■ WHAT IS NEEDED
Go through the material and pull out every line with the string "components" in it.

■ GIVEN MATERIAL
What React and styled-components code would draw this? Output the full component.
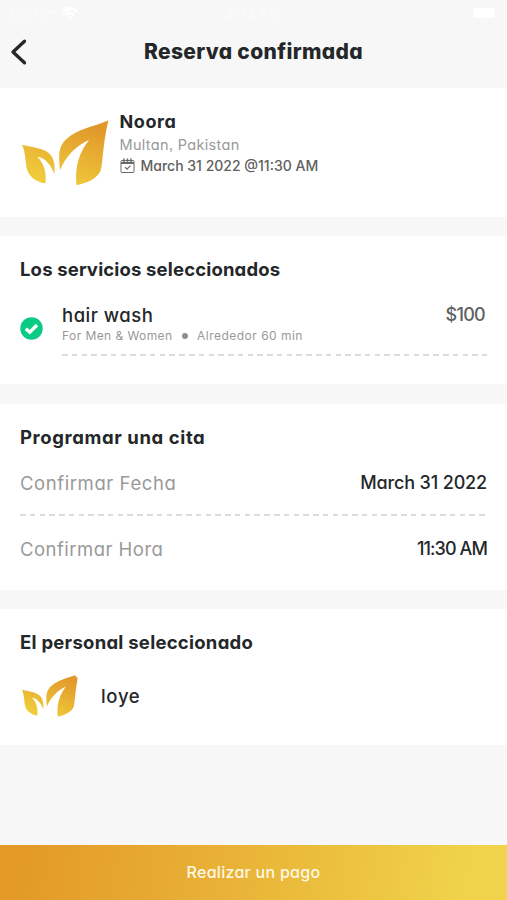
import React from "react";
import styled, { createGlobalStyle } from "styled-components";

const GlobalStyle = createGlobalStyle`
  * {
    box-sizing: border-box;
  }

  body {
    margin: 0;
    background: #f7f7f7;
    font-family: Inter, "Open Sans", sans-serif;
    font-feature-settings: "cv11", "ss03";
    color: #242729;
  }
`;

const Page = styled.div`
  display: flex;
  flex-direction: column;
  height: 900px;
`;

const StatusBar = styled.div`
  display: grid;
  grid-template-columns: 1fr auto 1fr;
  align-items: center;
  height: 26px;
  padding: 0 10px;
  font-size: 13px;
  font-weight: 500;
  letter-spacing: 0.4px;
  color: #fbfbfb;
`;

const Carrier = styled.div`
  display: flex;
  align-items: center;
  gap: 4px;
`;

const Battery = styled.div`
  justify-self: end;
  width: 22px;
  height: 10px;
  margin-right: 2px;
  border-radius: 2px;
  background: #fff;
`;

const Header = styled.header`
  display: grid;
  grid-template-columns: 40px 1fr 40px;
  align-items: center;
  height: 62px;
  padding-bottom: 10px;
`;

const BackIcon = styled.svg`
  width: 18px;
  height: 28px;
  margin-left: 10px;
`;

const Title = styled.h1`
  margin: 0;
  font-size: 21px;
  font-weight: 800;
  line-height: 26px;
  letter-spacing: 0.35px;
  text-align: center;
`;

const Card = styled.section`
  flex: none;
  height: ${props => props.$height}px;
  margin-bottom: ${props => props.$gap}px;
  padding: 21px 20px 0;
  background: #fff;
`;

const Salon = styled.div`
  display: flex;
  padding: 1px 0 0 2px;
`;

const SalonLogo = styled.svg`
  width: 87px;
  height: 66px;
  margin: 10px 10.5px 0 0;
`;

const Line = styled.div`
  font-size: ${props => props.$size || 18}px;
  font-weight: ${props => props.$weight || 500};
  line-height: ${props => props.$height || 24}px;
  letter-spacing: ${props => props.$spacing || 0}px;
  color: ${props => props.$color || "#242729"};
  white-space: nowrap;
`;

const DateLine = styled(Line)`
  display: flex;
  align-items: center;
  gap: 6px;
`;

const SectionTitle = styled.h2`
  margin: 0;
  font-size: 18.5px;
  font-weight: 700;
  line-height: 25px;
  letter-spacing: ${props => props.$spacing}px;
`;

const Service = styled.div`
  display: grid;
  grid-template-columns: 42px 1fr auto;
  margin-top: 21px;
`;

const Price = styled(Line)`
  margin-right: 2px;
`;

const CheckIcon = styled.svg`
  width: 23px;
  height: 23px;
  margin-top: 14px;
`;

const Details = styled.div`
  display: flex;
  align-items: center;
`;

const Dot = styled.span`
  width: 6px;
  height: 6px;
  margin: 0 9.5px 0 9px;
  border-radius: 50%;
  background: #8e8e8e;
`;

const Dashes = styled.div`
  height: 2px;
  margin: ${props => props.$margin};
  background: repeating-linear-gradient(
    to right,
    #dcdcdc 0 5.5px,
    transparent 5.5px 9.77px
  );
`;

const Row = styled.div`
  display: flex;
  justify-content: space-between;
  padding-top: ${props => props.$top || 0}px;
`;

const Staff = styled.div`
  display: flex;
  align-items: center;
  gap: 22px;
  margin: 20px 0 0 2px;
`;

const StaffLogo = styled.svg`
  width: 57px;
  height: 42px;
`;

const PayButton = styled.button`
  height: 55px;
  margin-top: auto;
  padding: 0 0 2px;
  border: 0;
  background: linear-gradient(100deg, #e39a27 5%, #e9b236 45%, #f0d34b 92%);
  font: 500 16px/24px Inter, sans-serif;
  font-feature-settings: inherit;
  letter-spacing: 0.28px;
  color: #fff8e6;
`;

const Leaves = ({ id }) => (
  <>
    <defs>
      <linearGradient
        id={id}
        gradientUnits="userSpaceOnUse"
        x1="200"
        y1="30"
        x2="130"
        y2="220"
      >
        <stop offset="0" stopColor="#e2992b" />
        <stop offset="1" stopColor="#f0cd3c" />
      </linearGradient>
    </defs>
    <g fill={`url(#${id})`}>
      <path d="M12 90C36 97 64 98 84 110C104 122 112 142 109 178C101 158 84 128 57 126C76 143 86 172 82 206C58 203 35 190 27 165C21 144 23 116 12 90Z" />
      <path d="M271 17C238 33 195 39 160 61C128 82 123 103 123 130C123 143 124 155 126 167C139 130 171 94 213 75C184 111 169 155 175 212C207 205 239 191 248 166C255 140 254 84 271 17Z" />
    </g>
  </>
);

export default function App() {
  return (
    <>
      <GlobalStyle />
      <Page>
        <StatusBar>
          <Carrier>
            Carrier
            <svg width="18" height="14" viewBox="0 0 18 14" fill="#fff">
              <path d="M1 5Q9-3 17 5L15 7Q9 1 3 7ZM4 8Q9 3 14 8L12 10Q9 7 6 10ZM7 11Q9 9 11 11L9 13Z" />
            </svg>
          </Carrier>
          <span>2:42 PM</span>
          <Battery />
        </StatusBar>

        <Header>
          <BackIcon viewBox="0 0 18 28" fill="none">
            <path
              d="M14.5 3.2L3 14L14.5 24.8"
              stroke="#242729"
              strokeWidth="3.3"
              strokeLinecap="round"
              strokeLinejoin="round"
            />
          </BackIcon>
          <Title>Reserva confirmada</Title>
        </Header>

        <Card $height={129} $gap={19}>
          <Salon>
            <SalonLogo viewBox="12 16 260 198">
              <Leaves id="salon" />
            </SalonLogo>
            <div>
              <Line $weight={700} $spacing={0.6}>
                Noora
              </Line>
              <Line
                $size={14.5}
                $weight={400}
                $height={21}
                $spacing={0.32}
                $color="#999"
              >
                Multan, Pakistan
              </Line>
              <DateLine $size={14} $height={21} $color="#606060">
                <svg
                  width="15"
                  height="15"
                  viewBox="0 0 15 15"
                  fill="none"
                  stroke="#686868"
                >
                  <rect x="1" y="2.5" width="13" height="12" rx="0.8" />
                  <path d="M1 5H14" strokeWidth="2" />
                  <path d="M4 .5V4M7.5 .5V4M11 .5V4" strokeWidth="1.5" />
                  <path d="M5 9.2L7 11.2L10.5 7.7" strokeWidth="1.2" />
                </svg>
                March 31 2022 @11:30 AM
              </DateLine>
            </div>
          </Salon>
        </Card>

        <Card $height={148} $gap={20}>
          <SectionTitle $spacing={0.16}>
            Los servicios seleccionados
          </SectionTitle>
          <Service>
            <CheckIcon viewBox="0 0 23 23">
              <circle cx="11.5" cy="11.5" r="11.2" fill="#0acb84" />
              <path
                d="M5.8 11.8L9.8 15.2L17 8"
                fill="none"
                stroke="#fff"
                strokeWidth="3.4"
              />
            </CheckIcon>
            <div>
              <Line $size={18.5} $weight={450} $spacing={0.5}>
                hair wash
              </Line>
              <Details>
                <Line
                  $size={12}
                  $weight={400}
                  $height={18}
                  $spacing={0.43}
                  $color="#999"
                >
                  For Men &amp; Women
                </Line>
                <Dot />
                <Line
                  $size={12}
                  $weight={400}
                  $height={18}
                  $spacing={0.48}
                  $color="#999"
                >
                  Alrededor 60 min
                </Line>
              </Details>
            </div>
            <Price $spacing={-0.7} $color="#606060">
              $100
            </Price>
          </Service>
          <Dashes $margin="9px 0 0 42px" />
        </Card>

        <Card $height={186} $gap={19}>
          <SectionTitle $spacing={0.6}>Programar una cita</SectionTitle>
          <Row $top={21}>
            <Line $size={18.5} $weight={400} $spacing={0.58} $color="#999">
              Confirmar Fecha
            </Line>
            <Line $spacing={-0.15}>March 31 2022</Line>
          </Row>
          <Dashes $margin="19px 0 21px" />
          <Row>
            <Line $size={18.5} $weight={400} $spacing={0.48} $color="#999">
              Confirmar Hora
            </Line>
            <Line $spacing={-0.9}>11:30 AM</Line>
          </Row>
        </Card>

        <Card $height={136} $gap={0}>
          <SectionTitle $spacing={0.26}>El personal seleccionado</SectionTitle>
          <Staff>
            <StaffLogo viewBox="12 23 260 190" preserveAspectRatio="none">
              <defs>
                <clipPath id="corner">
                  <path d="M12 23H252Q268 34 272 54V213H12Z" />
                </clipPath>
              </defs>
              <g clipPath="url(#corner)">
                <Leaves id="staff" />
              </g>
            </StaffLogo>
            <Line $size={18.5} $weight={450} $spacing={0.7}>
              loye
            </Line>
          </Staff>
        </Card>

        <PayButton>Realizar un pago</PayButton>
      </Page>
    </>
  );
}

■ WRITTEN SOLUTION
What React and styled-components code would draw this? Output the full component.
import styled, { createGlobalStyle } from "styled-components";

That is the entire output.